-- Start of Source material --

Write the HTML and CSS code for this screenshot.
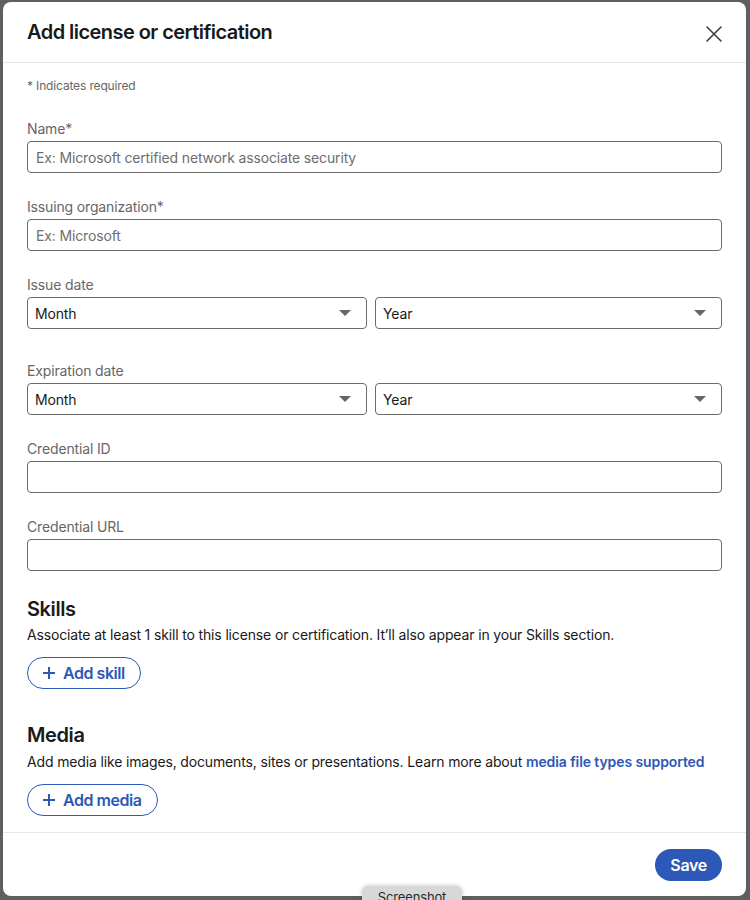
FILE: index.html
```html
<!DOCTYPE html>
<html lang="en">
<head>
    <meta charset="UTF-8">
    <meta name="viewport" content="width=device-width, initial-scale=1.0">
    <title>Add license or certification</title>
    <link rel="stylesheet" href="styles.css">
</head>
<body>
    <div class="backdrop">
        <div class="modal">
            <header class="modal-header">
                <h2>Add license or certification</h2>
                <button class="close" aria-label="Dismiss">
                    <svg width="16" height="16" viewBox="0 0 16 16">
                        <path d="M1 1L15 15M15 1L1 15" stroke="#404040" stroke-width="1.6" stroke-linecap="round"/>
                    </svg>
                </button>
            </header>

            <div class="modal-body">
                <p class="required-note">* Indicates required</p>

                <div class="field">
                    <label for="name">Name*</label>
                    <input type="text" id="name" placeholder="Ex: Microsoft certified network associate security">
                </div>

                <div class="field">
                    <label for="org">Issuing organization*</label>
                    <input type="text" id="org" placeholder="Ex: Microsoft">
                </div>

                <div class="field field-date">
                    <label>Issue date</label>
                    <div class="date-row">
                        <div class="select"><span>Month</span><svg width="12" height="6" viewBox="0 0 12 6"><path d="M0 0H12L6 6Z" fill="#666"/></svg></div>
                        <div class="select"><span>Year</span><svg width="12" height="6" viewBox="0 0 12 6"><path d="M0 0H12L6 6Z" fill="#666"/></svg></div>
                    </div>
                </div>

                <div class="field">
                    <label>Expiration date</label>
                    <div class="date-row">
                        <div class="select"><span>Month</span><svg width="12" height="6" viewBox="0 0 12 6"><path d="M0 0H12L6 6Z" fill="#666"/></svg></div>
                        <div class="select"><span>Year</span><svg width="12" height="6" viewBox="0 0 12 6"><path d="M0 0H12L6 6Z" fill="#666"/></svg></div>
                    </div>
                </div>

                <div class="field">
                    <label for="cred-id">Credential ID</label>
                    <input type="text" id="cred-id">
                </div>

                <div class="field">
                    <label for="cred-url">Credential URL</label>
                    <input type="text" id="cred-url">
                </div>

                <section class="extra extra-skills">
                    <h3>Skills</h3>
                    <p>Associate at least 1 skill to this license or certification. It’ll also appear in your Skills section.</p>
                    <button class="pill">
                        <svg width="12" height="12" viewBox="0 0 12 12"><path d="M6 0V12M0 6H12" stroke="currentColor" stroke-width="2"/></svg>
                        Add skill
                    </button>
                </section>

                <section class="extra extra-media">
                    <h3>Media</h3>
                    <p>Add media like images, documents, sites or presentations. Learn more about <a href="#">media file types supported</a></p>
                    <button class="pill">
                        <svg width="12" height="12" viewBox="0 0 12 12"><path d="M6 0V12M0 6H12" stroke="currentColor" stroke-width="2"/></svg>
                        Add media
                    </button>
                </section>
            </div>

            <footer class="modal-footer">
                <button class="save">Save</button>
            </footer>
        </div>

        <div class="tooltip">Screenshot</div>
    </div>
</body>
</html>
```

FILE: styles.css
```css
* {
    box-sizing: border-box;
}
body {
    margin: 0;
    font-family: 'Inter', 'Liberation Sans', sans-serif;
    letter-spacing: -0.15px;
    color: #191919;
    background-color: #5f5f5f;
}
.backdrop {
    position: relative;
    height: 900px;
    padding: 2px 4px 0 3px;
    overflow: hidden;
}
.modal {
    background-color: #ffffff;
    border-radius: 8px;
    height: 894px;
    display: flex;
    flex-direction: column;
}
.modal-header {
    display: flex;
    justify-content: space-between;
    align-items: center;
    padding: 16px 24px 16px 24px;
    border-bottom: 1px solid #e8e8e8;
}
.modal-header h2 {
    margin: 0;
    font-size: 20px;
    line-height: 28px;
    font-weight: 600;
    letter-spacing: -0.55px;
}
.close {
    background: none;
    border: none;
    padding: 0;
    width: 16px;
    height: 16px;
    margin-top: 4px;
    cursor: pointer;
}
.close svg {
    display: block;
}
.modal-body {
    flex: 1;
    padding: 15px 24px 16px 24px;
}
.required-note {
    margin: 0 0 25px 0;
    font-size: 12px;
    line-height: 16px;
    color: #666666;
}
.field {
    margin-bottom: 24px;
}
.field-date {
    margin-bottom: 32px;
}
.field label {
    display: block;
    font-size: 14px;
    line-height: 20px;
    color: #666666;
    margin-bottom: 2px;
}
.field input {
    display: block;
    width: 100%;
    height: 32px;
    padding: 0 8px;
    border: 1px solid #6b6b6b;
    border-radius: 4px;
    font-family: inherit;
    font-size: 14px;
    letter-spacing: -0.15px;
    color: #191919;
}
.field input::placeholder {
    color: #6e6e6e;
}
.date-row {
    display: grid;
    grid-template-columns: 340px 1fr;
    gap: 8px;
}
.select {
    display: flex;
    justify-content: space-between;
    align-items: center;
    height: 32px;
    padding: 0 15px 0 7px;
    border: 1px solid #6b6b6b;
    border-radius: 4px;
    font-size: 14px;
    color: #191919;
}
.extra h3 {
    margin: 0;
    font-size: 20px;
    line-height: 28px;
    font-weight: 600;
    letter-spacing: -0.4px;
}
.extra p {
    margin: 2px 0 0 0;
    font-size: 14px;
    line-height: 20px;
    color: #191919;
}
.extra a {
    color: #2d58b7;
    font-weight: 600;
    letter-spacing: -0.1px;
    text-decoration: none;
}
.extra-skills {
    margin-top: 23px;
}
.extra-media {
    margin-top: 32px;
}
.extra-media p {
    margin-top: 3px;
}
.pill {
    display: inline-flex;
    align-items: center;
    gap: 8px;
    height: 32px;
    margin-top: 12px;
    padding: 0 15px 0 15px;
    background: #ffffff;
    border: 1px solid #2d58b7;
    border-radius: 16px;
    color: #2d58b7;
    font-family: inherit;
    font-size: 16px;
    font-weight: 600;
    letter-spacing: -0.45px;
    cursor: pointer;
}
.extra-media .pill {
    margin-top: 12px;
}
.modal-footer {
    display: flex;
    justify-content: flex-end;
    padding: 16px 24px 15px 24px;
    border-top: 1px solid #e8e8e8;
}
.save {
    height: 32px;
    padding: 0 15px;
    background-color: #2d58b7;
    color: #ffffff;
    border: none;
    border-radius: 16px;
    font-family: inherit;
    font-size: 16px;
    font-weight: 600;
    letter-spacing: -0.3px;
    cursor: pointer;
}
.tooltip {
    position: absolute;
    left: 362px;
    top: 886px;
    width: 100px;
    height: 30px;
    padding-top: 3px;
    background-color: #d8d8d8;
    border-radius: 6px;
    box-shadow: 0 0 4px rgba(0, 0, 0, 0.25);
    text-align: center;
    font-size: 13px;
    color: #2a2a2a;
}
```
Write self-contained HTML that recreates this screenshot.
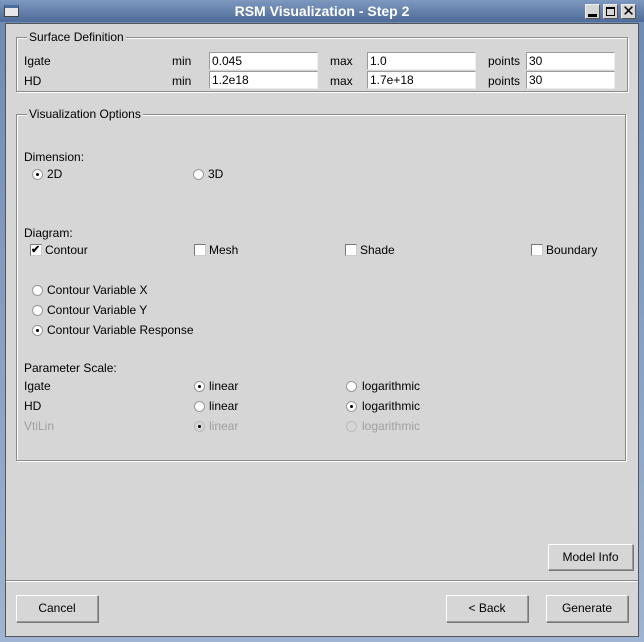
<!DOCTYPE html>
<html><head><style>
*{margin:0;padding:0;box-sizing:border-box}
body{width:644px;height:642px;background:#000;position:relative;overflow:hidden;font-family:"Liberation Sans",sans-serif;font-size:12px;color:#000}
.a{position:absolute}
.win{left:0;top:0;width:644px;height:642px;background:linear-gradient(#6d8ab4,#9fb4d2);}
.title{left:0;top:0;width:644px;height:22px;background:linear-gradient(#7e98bf,#4e6c99);color:#fff;font-weight:bold;font-size:14px;text-align:center;line-height:22px}
.body{left:5px;top:23px;width:634px;height:614px;background:#d6d6d6;border:1px solid #555}
.grp{border:1px solid #8a8a8a;box-shadow:1px 1px 0 #fff inset,1px 1px 0 #fff}
.lg{background:#d6d6d6;padding:0 2px;line-height:14px}
.tf{background:#fff;border:1px solid #9a9a9a;border-right-color:#eee;border-bottom-color:#eee;height:18px;line-height:16px;padding-left:2px}
.rb{width:11px;height:11px;border-radius:50%;background:#fff;border:1px solid #999}
.rb.on::after{content:"";position:absolute;left:3px;top:3px;width:3px;height:3px;background:#000;border-radius:50%}
.dis{color:#a0a0a0}
.cb{width:12px;height:12px;background:#fff;border:1px solid #777;border-right-color:#ccc;border-bottom-color:#ccc}
.btn{background:#d6d6d6;border:1px solid #999;border-top-color:#fff;border-left-color:#fff;box-shadow:1px 1px 0 #777;text-align:center;line-height:24px}
.wb{top:4px;width:15px;height:15px;background:#d6d6d6;border:1px solid #eee;border-right-color:#555;border-bottom-color:#555}
</style></head><body>
<div class="a win"></div>
<div class="a title">RSM Visualization - Step 2</div>
<div class="a" style="left:4px;top:5px;width:15px;height:12px;background:#e8e8e8;border:1px solid #444;border-top:3px solid #4d6fa0"></div>
<div class="a wb" style="left:585px"><div class="a" style="left:2px;top:9px;width:9px;height:3px;background:#000"></div></div>
<div class="a wb" style="left:603px"><div class="a" style="left:2px;top:2px;width:9px;height:9px;border:1px solid #000;border-top-width:2px"></div></div>
<div class="a wb" style="left:621px;font-size:15px;line-height:13px;text-align:center">✕</div>
<div class="a body"></div>

<div class="a grp" style="left:16px;top:37px;width:612px;height:55px"></div>
<div class="a lg" style="left:27px;top:30px">Surface Definition</div>
<div class="a" style="left:24px;top:54px">Igate</div>
<div class="a" style="left:24px;top:74px">HD</div>
<div class="a" style="left:172px;top:54px">min</div><div class="a" style="left:172px;top:74px">min</div>
<div class="a" style="left:330px;top:54px">max</div><div class="a" style="left:330px;top:74px">max</div>
<div class="a" style="left:488px;top:54px">points</div><div class="a" style="left:488px;top:74px">points</div>
<div class="a tf" style="left:209px;top:52px;width:109px">0.045</div>
<div class="a tf" style="left:209px;top:71px;width:109px">1.2e18</div>
<div class="a tf" style="left:367px;top:52px;width:109px">1.0</div>
<div class="a tf" style="left:367px;top:71px;width:109px">1.7e+18</div>
<div class="a tf" style="left:526px;top:52px;width:89px">30</div>
<div class="a tf" style="left:526px;top:71px;width:89px">30</div>

<div class="a grp" style="left:16px;top:114px;width:610px;height:347px"></div>
<div class="a lg" style="left:27px;top:107px">Visualization Options</div>
<div class="a" style="left:24px;top:150px">Dimension:</div>
<div class="a rb on" style="left:32px;top:169px"></div><div class="a" style="left:47px;top:167px">2D</div>
<div class="a rb" style="left:193px;top:169px"></div><div class="a" style="left:208px;top:167px">3D</div>
<div class="a" style="left:24px;top:226px">Diagram:</div>
<div class="a cb" style="left:30px;top:244px;font-size:11px;line-height:10px;font-weight:bold">✔</div><div class="a" style="left:45px;top:243px">Contour</div>
<div class="a cb" style="left:194px;top:244px"></div><div class="a" style="left:209px;top:243px">Mesh</div>
<div class="a cb" style="left:345px;top:244px"></div><div class="a" style="left:360px;top:243px">Shade</div>
<div class="a cb" style="left:531px;top:244px"></div><div class="a" style="left:546px;top:243px">Boundary</div>
<div class="a rb" style="left:32px;top:285px"></div><div class="a" style="left:47px;top:283px">Contour Variable X</div>
<div class="a rb" style="left:32px;top:305px"></div><div class="a" style="left:47px;top:303px">Contour Variable Y</div>
<div class="a rb on" style="left:32px;top:325px"></div><div class="a" style="left:47px;top:323px">Contour Variable Response</div>
<div class="a" style="left:24px;top:361px">Parameter Scale:</div>
<div class="a" style="left:24px;top:379px">Igate</div>
<div class="a rb on" style="left:194px;top:381px"></div><div class="a" style="left:209px;top:379px">linear</div>
<div class="a rb" style="left:346px;top:381px"></div><div class="a" style="left:362px;top:379px">logarithmic</div>
<div class="a" style="left:24px;top:399px">HD</div>
<div class="a rb" style="left:194px;top:401px"></div><div class="a" style="left:209px;top:399px">linear</div>
<div class="a rb on" style="left:346px;top:401px"></div><div class="a" style="left:362px;top:399px">logarithmic</div>
<div class="a dis" style="left:24px;top:419px">VtiLin</div>
<div class="a rb on" style="left:194px;top:421px;background:#d6d6d6;border-color:#bbb"></div><div class="a dis" style="left:209px;top:419px">linear</div>
<div class="a rb" style="left:346px;top:421px;background:#d6d6d6;border-color:#bbb"></div><div class="a dis" style="left:362px;top:419px">logarithmic</div>

<div class="a btn" style="left:548px;top:544px;width:85px;height:26px">Model Info</div>
<div class="a" style="left:6px;top:580px;width:632px;height:2px;border-top:1px solid #8a8a8a;border-bottom:1px solid #fff"></div>
<div class="a btn" style="left:16px;top:595px;width:82px;height:27px">Cancel</div>
<div class="a btn" style="left:446px;top:595px;width:82px;height:27px">&lt; Back</div>
<div class="a btn" style="left:546px;top:595px;width:82px;height:27px">Generate</div>
</body></html>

-- End of Source material --

Task instructions – Look through the listing above. Pick out each line with "Write" and copy it.

Response to this exercise –
Write the HTML and CSS code for this screenshot.
Write self-contained HTML that recreates this screenshot.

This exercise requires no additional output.